Compare the situation to that of India, where the government does not have a single Muslim minister and where the Bharatiya Janata Party and Sangh parivar have made it their mission to polarise India on the question of religion, especially Islam. Party leaders don’t think twice about vilifying Muslims and proclaiming their Hindu credentials. Unlike Britain, the question of religion has become paramount in the political discourse of the ruling establishment.

Even Prime Minister Narendra Modi has engaged in this politics. Witness the farewell speech he made for Vice President Hamid Ansari where he reduced a diplomat and statesman of great accomplishment to an individual whose career had been confined to a “circle” of postings linked to Islam. Or his reference to the Muslim protesters against the Citizenship (Amendment) Act as people who could be recognised from the clothes they wear. In a speech delivered in the midst of the 2019 general election, Modi mocked Congress leader Rahul Gandhi for standing from Wayanad, a constituency where “the minority is the majority”.

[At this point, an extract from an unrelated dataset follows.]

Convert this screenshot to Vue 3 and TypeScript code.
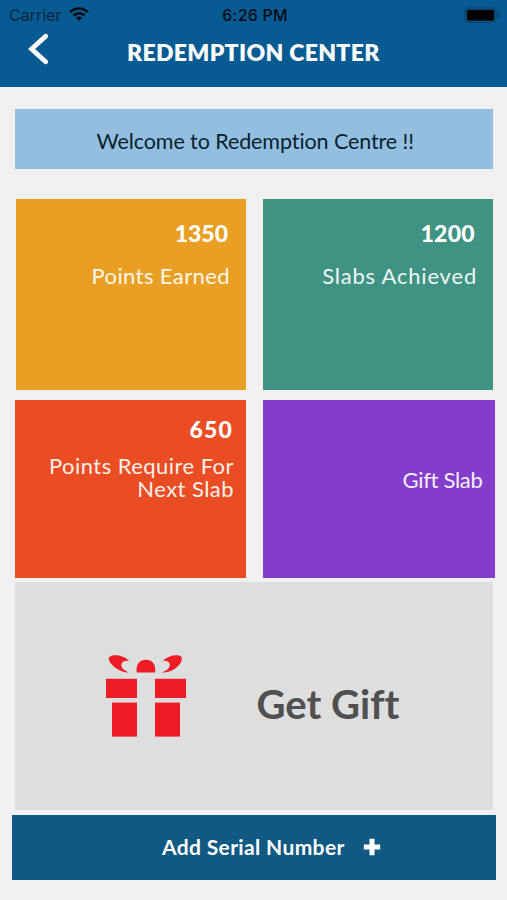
<script setup lang="ts">
interface Tile {
  id: string
  value?: string
  label: string
}

const tiles: Tile[] = [
  { id: 'earned', value: '1350', label: 'Points Earned' },
  { id: 'achieved', value: '1200', label: 'Slabs Achieved' },
  { id: 'required', value: '650', label: 'Points Require For\nNext Slab' },
  { id: 'gift', label: 'Gift Slab' },
]
</script>

<template>
  <main class="screen">
    <header class="header">
      <div class="status">
        <div class="carrier">
          <span>Carrier</span>
          <svg class="wifi" viewBox="0 0 20 14" width="20" height="14">
            <g fill="none" stroke="#050b12" stroke-width="2.5">
              <path d="M1.3 5.1C6.1.4 13.9.4 18.7 5.1" />
              <path d="M4.5 8.5C7.5 5.6 12.5 5.6 15.5 8.5" />
            </g>
            <path d="M6.9 10.7C8.7 9.1 11.3 9.1 13.1 10.7L10 13.8Z" fill="#050b12" />
          </svg>
        </div>
        <span class="clock">6:26 PM</span>
        <svg class="battery" viewBox="0 0 37 17" width="37" height="17">
          <rect x="1" y="1" width="31" height="14.5" rx="3.5" fill="none" stroke="#063e66" stroke-width="1.2" />
          <rect x="2.8" y="2.8" width="27.4" height="10.9" rx="1.8" fill="#000" />
          <path d="M34 5.8Q36 6.4 36 8.2T34 10.6Z" fill="#063e66" />
        </svg>
      </div>
      <div class="nav">
        <button class="back" aria-label="Back">
          <svg viewBox="0 0 22 32" width="22" height="32">
            <path d="M18.6 3.2L4.6 16L18.6 28.8" fill="none" stroke="#fff" stroke-width="4.8" stroke-linecap="round" stroke-linejoin="miter" />
          </svg>
        </button>
        <h1 class="title">REDEMPTION CENTER</h1>
      </div>
    </header>

    <p class="banner"><span>Welcome to Redemption Centre !!</span></p>

    <section class="tiles">
      <article v-for="tile in tiles" :key="tile.id" class="tile" :class="tile.id">
        <strong v-if="tile.value" class="value">{{ tile.value }}</strong>
        <span class="label">{{ tile.label }}</span>
      </article>
    </section>

    <section class="get-gift">
      <svg class="present" viewBox="0 0 82 82" width="82" height="82" fill="#ee1c25">
        <path d="M24.5 6.2C18-.3 7.5-1 4.3 2.2C2.2 5.2 7.5 11.5 13 14.4C17.2 16.6 20.6 17.7 24 17.4C18.5 15.3 15.3 11.7 16.6 8.4C17.8 6 21 5.3 24.5 6.2Z" />
        <path d="M57.5 6.2C64-.3 74.5-1 76.5 2.2C78 5.8 73.5 12 68.2 14.8C64 17 60.6 17.8 57.2 17.4C62.8 15.3 65.7 11.7 64.6 8.4C63.3 6 61 5.3 57.5 6.2Z" />
        <path d="M31.6 17.6V14C31.6 1.6 50.2 1.6 50.2 14V17.6Z" />
        <rect x="1" y="23.8" width="31" height="19.2" />
        <rect x="50" y="23.8" width="31" height="19.2" />
        <rect x="7" y="47.6" width="25" height="34" />
        <rect x="50" y="47.6" width="25" height="34" />
      </svg>
      <span class="gift-text">Get Gift</span>
    </section>

    <button class="serial">
      <span>Add Serial Number</span>
      <svg viewBox="0 0 18 18" width="18" height="18">
        <path d="M9 .8V17.2M.8 9H17.2" stroke="#fff" stroke-width="5" />
      </svg>
    </button>
  </main>
</template>

<style>
body {
  margin: 0;
  background: #f0f0f0;
}
</style>

<style scoped>
.screen {
  box-sizing: border-box;
  width: 507px;
  height: 900px;
  overflow: hidden;
  background: #f0f0f0;
  font-family: Lato, "Open Sans", sans-serif;
  font-variant-ligatures: none;
  white-space: nowrap;
}
.header {
  height: 87px;
  background: #085b92;
}
.status {
  display: grid;
  grid-template-columns: 1fr auto 1fr;
  align-items: center;
  height: 30px;
  padding: 0 6px 0 9px;
  color: #050b12;
  font: 400 16px/30px Inter, sans-serif;
}
.carrier {
  display: flex;
  align-items: center;
  gap: 8px;
  color: #08253d;
}
.wifi {
  margin-bottom: 2px;
}
.clock {
  font-weight: 500;
  letter-spacing: 0.2px;
}
.battery {
  justify-self: end;
}
.nav {
  display: flex;
  align-items: center;
  height: 42px;
  padding-left: 27px;
}
.back {
  display: flex;
  margin-top: -5px;
  padding: 0;
  border: 0;
  background: none;
}
.title {
  margin: 1px 0 0 78px;
  color: #fff;
  font-size: 23px;
  line-height: 30px;
  font-weight: 800;
  letter-spacing: 0.32px;
}
.banner {
  display: flex;
  align-items: center;
  justify-content: center;
  box-sizing: border-box;
  height: 60px;
  margin: 22px 14px 0 14.5px;
  padding: 3px 0 0 3px;
  background: #92bfdf;
  color: #0b1f2e;
  font-size: 21.5px;
  letter-spacing: -0.09px;
}
.tiles {
  display: grid;
  grid-template-columns: 231.5px 231.5px;
  grid-template-rows: 191px 178px;
  gap: 10px 17px;
  margin: 30px 12px 0 14.5px;
}
.tile {
  display: flex;
  flex-direction: column;
  align-items: flex-end;
  color: #fff;
}
.value {
  font-size: 23px;
  line-height: 28px;
  font-weight: 900;
}
.label {
  font-size: 22px;
  line-height: 23px;
  letter-spacing: 0.4px;
  text-align: right;
  white-space: pre;
  opacity: 0.92;
}
.earned {
  margin-left: 1.5px;
  padding: 20px 17px 0 0;
  background: #e99f24;
}
.achieved {
  margin-right: 1.5px;
  padding: 20px 17px 0 0;
  background: #3f9383;
}
.earned .label,
.achieved .label {
  margin-top: 17px;
}
.earned .label {
  margin-right: -1px;
}
.earned .value,
.achieved .value {
  margin-right: 1px;
}
.achieved .value {
  letter-spacing: 0.3px;
}
.achieved .label {
  margin-right: -1px;
  letter-spacing: 0.8px;
}
.required {
  padding: 15px 12px 0 0;
  background: #ea4d24;
}
.required .value {
  margin-right: 1px;
  margin-bottom: 11px;
  letter-spacing: 1.2px;
}
.required .label {
  letter-spacing: 0.45px;
}
.gift {
  padding: 68px 12px 0 0;
  background: #843dcb;
}
.gift .label {
  letter-spacing: -0.3px;
}
.get-gift {
  display: flex;
  align-items: center;
  height: 227.5px;
  margin: 4px 14px 0 14.5px;
  background: #dedede;
}
.present {
  margin-left: 90px;
}
.gift-text {
  margin: 16px 0 0 70px;
  color: #505050;
  font-size: 40px;
  line-height: 48px;
  font-weight: 700;
}
.serial {
  display: flex;
  align-items: center;
  gap: 18px;
  width: 484px;
  height: 65px;
  margin: 5px 0 0 12px;
  padding: 0 0 0 150px;
  border: 0;
  background: #105983;
  color: #fff;
  font: 700 21px/26px Lato, sans-serif;
  letter-spacing: 0.36px;
}
</style>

Other BJP leaders like Yogi Adityanath tend to be more brazen in their speeches, as was Modi too, during the early years of his chief ministership. But the broad picture is such that India’s minorities, and especially Muslims, find themselves under attack on virtually every front – their sense of belonging in India assailed in the very same way that racists in Britain tried to do to Blacks and Asians for decades. ‘Muslim-sounding’ names of towns, localities, trains etc are being changed, school textbooks are being edited to reduce the salience of Muslims and Islam in India, Muslims accused of an unlawful act can have their home demolished as pre-trial punishment without the courts batting an eyelid. 

Far from being able to aspire to the top job in India, Muslims everywhere see prudence in remaining invisible. Signs of diversity are considered best left hidden else they can and will be penalised. This is modern India’s ugly reality and the sooner we recognise this and start working to change it, the better.